Oosthoek Encyclopedie

Oosthoek's Uitgevers Mij. N.V (1916-1925)

Gepubliceerd op 27-06-2020

kaasgebrek

betekenis & definitie

o. (-en), tekortkoming in de kwaliteit van de kaas als gevolg van afwijkingen in de gebruikte melk of bereidingsen bewaringsfouten.
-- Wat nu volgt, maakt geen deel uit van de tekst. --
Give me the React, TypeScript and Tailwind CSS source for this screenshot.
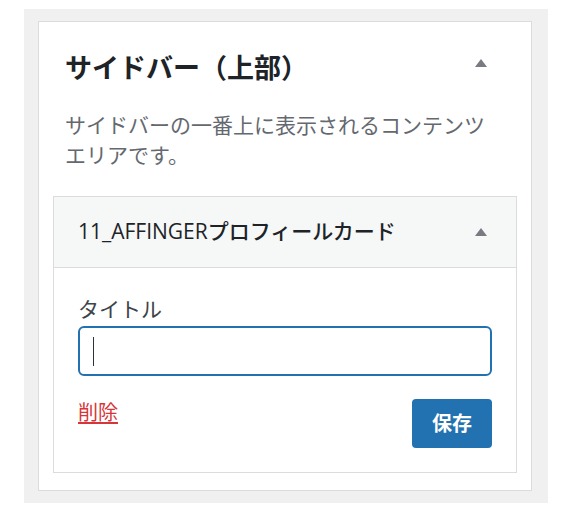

ⓔ Kaasgebreken kunnen betrekking hebben op de vorm, de korst, de geur en smaak, de consistentie en het voorkomen op doorsnede. Een afwijkende vorm is meestal een schoonheidsgebrek. Korstgebreken kunnen het gevolg zijn van onvoldoende persen (open korst) en onjuiste bewaring, waardoor schimmel in de korst binnendringt (groen pok). Geuren smaakgebreken zijn het gevolg van omzettingen in de kaas door een teveel aan ongewenste micro-organismen of wanneer de verzuring door melkzuurbacteriën niet het gewenste verloop heeft gehad. Smaakgebreken gaan veelal gepaard met afwijkingen in het voorkomen op doorsnede. In een goed gelukte kaas komen min of meer regelmatig verdeelde openingen voor, die gevuld zijn met gassen, voornamelijk koolzuur, de afbraakprodukten van de oorspronkelijk in de melk aanwezige melksuiker.

Bij kazen zonder deze ogen spreekt men van blind zuivel. De openingen kunnen ook grootgaterig, kleingaterig en nesterig zijn. Onregelmatig gevormde grote openingen en de aanwezigheid van scheuren in de kaas worden als ernstige gebreken beschouwd, waarvan de veroorzakers kunnen zijn colibacteriën, boterzuurbacteriën, propionzuurbacteriën, boekelscheurbacteriën en lactobacillen. Duidelijke afwijkingen in het zuivel (smaak, consistentie en voorkomen) van een bepaald type kaas die door de consument werden gewaardeerd, hebben soms geleid tot de ontwikkeling van nieuwe kaassoorten.